The use of partial liquid ventilation to decrease the number of deaths and illness in children with acute onset respiratory failure is not supported by evidence from randomized controlled trials.
Severely ill children can develop lung disease, called acute lung injury or acute respiratory distress syndrome, which stops sufficient oxygenation of the blood. The children are treated with mechanical ventilation through a tube placed in the airway. This improves lung function and the supply of oxygen to the body but it can also lead to ventilator-induced lung injury. Children who survive an episode of this severe lung disease often have long-term illness including decreased lung function, impaired cognitive function, poor neurodevelopmental progress, and high rates of permanent disability.
Partial liquid ventilation could be a less injurious form of respiratory support. A special liquid (perfluorocarbon liquid) is poured into the lungs to partly replace the gas in normally gas-filled lungs, and mechanical ventilation is continued with a gas ventilator.

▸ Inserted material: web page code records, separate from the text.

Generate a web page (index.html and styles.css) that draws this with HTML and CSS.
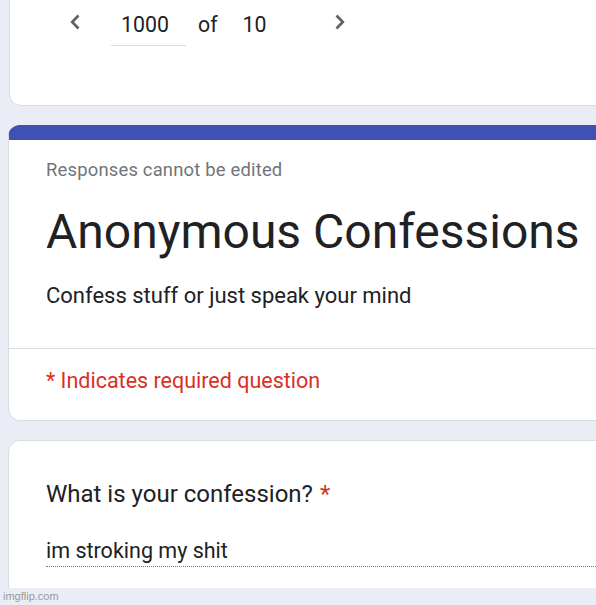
FILE: index.html
```html
<!DOCTYPE html>
<html>
<head>
<meta charset="utf-8">
<link rel="stylesheet" href="styles.css">
</head>
<body>
<div class="shot">
  <div class="page">
    <div class="card pager-card">
      <div class="pager">
        <span class="chev left"><svg width="14" height="18" viewBox="0 0 14 18"><polyline points="10.5,2.5 4.2,9 10.5,15.5" fill="none" stroke="#5f6368" stroke-width="2.7"/></svg></span>
        <span class="page-input">1000</span>
        <span class="of">of</span>
        <span class="total">10</span>
        <span class="chev right"><svg width="14" height="18" viewBox="0 0 14 18"><polyline points="3.5,2.5 9.8,9 3.5,15.5" fill="none" stroke="#5f6368" stroke-width="2.7"/></svg></span>
      </div>
    </div>
    <div class="card header-card">
      <div class="header-top">
        <div class="note">Responses cannot be edited</div>
        <div class="title">Anonymous Confessions</div>
        <div class="desc">Confess stuff or just speak your mind</div>
      </div>
      <div class="required">* Indicates required question</div>
    </div>
    <div class="card question-card">
      <div class="question">What is your confession? <span class="star">*</span></div>
      <div class="answer">im stroking my shit</div>
    </div>
  </div>
  <div class="footer">imgflip.com</div>
</div>
</body>
</html>
```
FILE: styles.css
```css
html, body {
  margin: 0;
  padding: 0;
  background: #eaedf5;
  overflow: hidden;
}
.shot {
  width: 596px;
  height: 605px;
  display: flex;
  flex-direction: column;
  overflow: hidden;
  font-family: Roboto, "Liberation Sans", sans-serif;
  color: #202124;
}
.page {
  height: 588px;
  overflow: hidden;
  padding-left: 8px;
  display: flex;
  flex-direction: column;
  gap: 19px;
}
.card {
  background: #fff;
  border: 1px solid #dadce0;
  border-radius: 12px;
  width: 640px;
  flex-shrink: 0;
  box-sizing: border-box;
}
.pager-card {
  margin-left: 1px;
  margin-top: -20px;
  height: 126px;
  padding-top: 19px;
}
.pager {
  display: flex;
  align-items: flex-start;
  font-size: 21.3px;
  line-height: 28px;
  color: #202124;
}
.chev {
  display: flex;
  width: 14px;
  height: 18px;
  margin-top: 13px;
}
.chev.left { margin-left: 58px; }
.page-input {
  margin-left: 29px;
  margin-top: 11px;
  width: 75px;
  box-sizing: border-box;
  padding: 0 0 6px 10px;
  border-bottom: 1px solid #dadce0;
}
.of { margin-left: 12px; margin-top: 11px; }
.total { margin-left: 25px; margin-top: 11px; }
.chev.right { margin-left: 66px; }
.header-card {
  border-top: 15px solid #3f51b5;
  height: 296px;
}
.header-top {
  padding: 18px 0 38px 37px;
  border-bottom: 1px solid #dadce0;
}
.note {
  font-size: 18.4px;
  line-height: 24px;
  color: #70757a;
  letter-spacing: 0.2px;
}
.title {
  font-size: 48px;
  line-height: 56px;
  margin-top: 22px;
}
.desc {
  font-size: 22px;
  line-height: 28px;
  margin-top: 22px;
}
.required {
  font-size: 21.5px;
  line-height: 26px;
  color: #d93025;
  padding: 19px 0 0 37px;
}
.question-card {
  height: 200px;
  margin-top: 0;
  padding: 39px 0 0 37px;
}
.question {
  font-size: 24px;
  line-height: 28px;
}
.star { color: #d93025; margin-left: 1px; }
.answer {
  margin-top: 29px;
  font-size: 21.5px;
  line-height: 28px;
  width: 600px;
  padding-bottom: 1px;
  border-bottom: 1px dotted #777;
}
.footer {
  height: 17px;
  font-family: "Liberation Sans", Arial, sans-serif;
  font-size: 11px;
  line-height: 17px;
  color: #9a9a9a;
  padding-left: 3px;
}
```
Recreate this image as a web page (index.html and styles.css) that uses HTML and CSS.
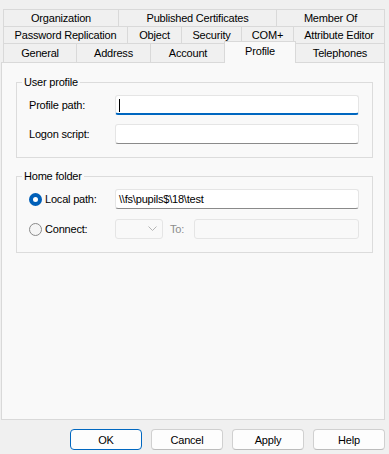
FILE: index.html
```html
<!DOCTYPE html>
<html lang="en">
<head>
    <meta charset="UTF-8">
    <title>Properties - Profile</title>
    <link rel="stylesheet" href="styles.css">
</head>
<body>
    <div class="dialog">
        <!-- Multi-row tab strip -->
        <div class="tabs">
            <div class="tab-row">
                <div class="tab tab-org">Organization</div>
                <div class="tab tab-certs">Published Certificates</div>
                <div class="tab tab-member last">Member Of</div>
            </div>
            <div class="tab-row">
                <div class="tab tab-password">Password Replication</div>
                <div class="tab tab-object">Object</div>
                <div class="tab tab-security">Security</div>
                <div class="tab tab-com">COM+</div>
                <div class="tab tab-attr last">Attribute Editor</div>
            </div>
            <div class="tab-row front">
                <div class="tab tab-general">General</div>
                <div class="tab tab-address">Address</div>
                <div class="tab tab-account">Account</div>
                <div class="tab tab-profile selected">Profile</div>
                <div class="tab tab-phones last">Telephones</div>
            </div>
        </div>

        <!-- Tab page -->
        <div class="panel">
            <fieldset class="group">
                <legend>User profile</legend>
                <div class="field-row">
                    <label class="field-label">Profile path:</label>
                    <div class="textbox focused"><span class="caret"></span></div>
                </div>
                <div class="field-row">
                    <label class="field-label">Logon script:</label>
                    <div class="textbox"></div>
                </div>
            </fieldset>

            <fieldset class="group home">
                <legend>Home folder</legend>
                <div class="field-row">
                    <label class="field-label radio-label">
                        <span class="radio checked"></span>Local path:
                    </label>
                    <div class="textbox">\\fs\pupils$\18\test</div>
                </div>
                <div class="field-row">
                    <label class="field-label radio-label">
                        <span class="radio"></span>Connect:
                    </label>
                    <div class="combo disabled">
                        <svg class="chevron" width="9" height="6" viewBox="0 0 9 6">
                            <path d="M0.5 0.5 L4.5 4.5 L8.5 0.5" fill="none" stroke="#b4b4b4" stroke-width="1"/>
                        </svg>
                    </div>
                    <span class="to-label">To:</span>
                    <div class="textbox disabled short"></div>
                </div>
            </fieldset>
        </div>

        <!-- Dialog buttons -->
        <div class="buttons">
            <button class="btn default">OK</button>
            <button class="btn">Cancel</button>
            <button class="btn">Apply</button>
            <button class="btn">Help</button>
        </div>
    </div>
</body>
</html>
```

FILE: styles.css
```css
/* Reset */
* {
    box-sizing: border-box;
    margin: 0;
    padding: 0;
}

body {
    font-family: 'Liberation Sans', Arial, sans-serif;
    font-size: 11px;
    letter-spacing: -0.2px;
    color: #000000;
    background-color: #f0f0f0;
    width: 389px;
    height: 454px;
    overflow: hidden;
}

.dialog {
    padding-top: 9px;
}

/* Tab strip */
.tabs {
    margin-left: 3px;
    width: 382px;
}

.tab-row {
    display: flex;
    height: 17px;
}

.tab-row.front {
    height: 19px;
}

.tab {
    flex: none;
    height: 100%;
    border-top: 1px solid #d9d9d9;
    border-left: 1px solid #d9d9d9;
    background-color: #f0f0f0;
    text-align: center;
    line-height: 16px;
    white-space: nowrap;
}

.tab.last {
    border-right: 1px solid #d9d9d9;
}

.tab-row.front .tab {
    line-height: 19px;
}

/* Tab widths */
.tab-org { width: 115px; }
.tab-certs { width: 158px; }
.tab-member { width: 109px; }
.tab-password { width: 124px; }
.tab-object { width: 54px; }
.tab-security { width: 60px; }
.tab-com { width: 52px; }
.tab-attr { width: 92px; }
.tab-general { width: 73px; }
.tab-address { width: 74px; }
.tab-account { width: 75px; }
.tab-profile { width: 70px; }
.tab-phones { width: 90px; }

.tab.selected {
    position: relative;
    z-index: 2;
    height: 22px;
    margin-top: -2px;
    margin-left: -1px;
    margin-right: -1px;
    width: 72px;
    border-right: 1px solid #d9d9d9;
    background-color: #f9f9f9;
    line-height: 18px;
}

/* Tab page */
.panel {
    position: relative;
    z-index: 1;
    margin-left: 1px;
    width: 384px;
    height: 358px;
    border: 1px solid #d9d9d9;
    background-color: #f9f9f9;
    padding: 12px 11px 0 14px;
}

.group {
    border: 1px solid #dcdcdc;
    padding: 6px 12px 13px 12px;
    display: flex;
    flex-direction: column;
    gap: 9px;
}

.group.home {
    margin-top: 11px;
    gap: 10px;
}

.group legend {
    margin-left: -7px;
    padding: 0 2px;
    line-height: 14px;
}

.field-row {
    display: flex;
    align-items: center;
    height: 20px;
}

.field-label {
    flex: none;
    width: 86px;
}

.radio-label {
    display: flex;
    align-items: center;
}

.radio {
    flex: none;
    width: 13px;
    height: 13px;
    border-radius: 50%;
    border: 1px solid #8a8a8a;
    background-color: #f5f5f5;
    margin-right: 3px;
}

.radio.checked {
    border: 4px solid #005fb8;
    background-color: #ffffff;
}

/* Text inputs */
.textbox {
    flex: none;
    width: 244px;
    height: 20px;
    background-color: #ffffff;
    border: 1px solid #e5e5e5;
    border-bottom-color: #8a8a8a;
    border-radius: 3px;
    padding-left: 3px;
    line-height: 18px;
    white-space: nowrap;
}

.textbox.focused {
    border-bottom: 2px solid #0067c0;
}

.caret {
    display: inline-block;
    width: 1px;
    height: 13px;
    background-color: #000000;
    vertical-align: middle;
    margin-top: -2px;
}

.textbox.disabled {
    background-color: #f9f9f9;
    border-bottom-color: #e5e5e5;
}

.textbox.short {
    width: 165px;
}

.combo {
    flex: none;
    width: 48px;
    height: 20px;
    border: 1px solid #e5e5e5;
    border-radius: 3px;
    background-color: #f9f9f9;
    display: flex;
    align-items: center;
    justify-content: flex-end;
    padding-right: 5px;
}

.to-label {
    color: #8c8c8c;
    width: 31px;
    padding-left: 7px;
}

/* Buttons */
.buttons {
    display: flex;
    justify-content: flex-end;
    gap: 9px;
    margin-top: 9px;
    padding-right: 4px;
}

.btn {
    width: 72px;
    height: 21px;
    font-family: inherit;
    font-size: 11px;
    letter-spacing: -0.2px;
    color: #000000;
    background-color: #fdfdfd;
    border: 1px solid #d0d0d0;
    border-bottom-color: #bcbcbc;
    border-radius: 4px;
}

.btn.default {
    border-color: #0067c0;
}
```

The review authors found only one multicentre randomized controlled study, reported as an abstract in conference proceedings, that was eligible for inclusion in the review. The company sponsored study enrolled 182 patients in 65 centres. The trial was stopped early, before recruiting sufficient numbers of participants and before it could detect any clear differences between partial liquid ventilation and conventional mechanical ventilation (the control group). The number of deaths at 28 days was 22% of patients in the partial liquid ventilation group and 14% in the control group, the difference was not statistically significant; there was a wide variation in results and a clinically significant difference could not be excluded. There were other problems with the trial that made its results unreliable in terms of eligible patients, use of other rescue therapies, and that the measured outcomes were altered at least twice during the study; additional therapies such as high frequency ventilation or inhaled nitric oxide were allowed in the control group.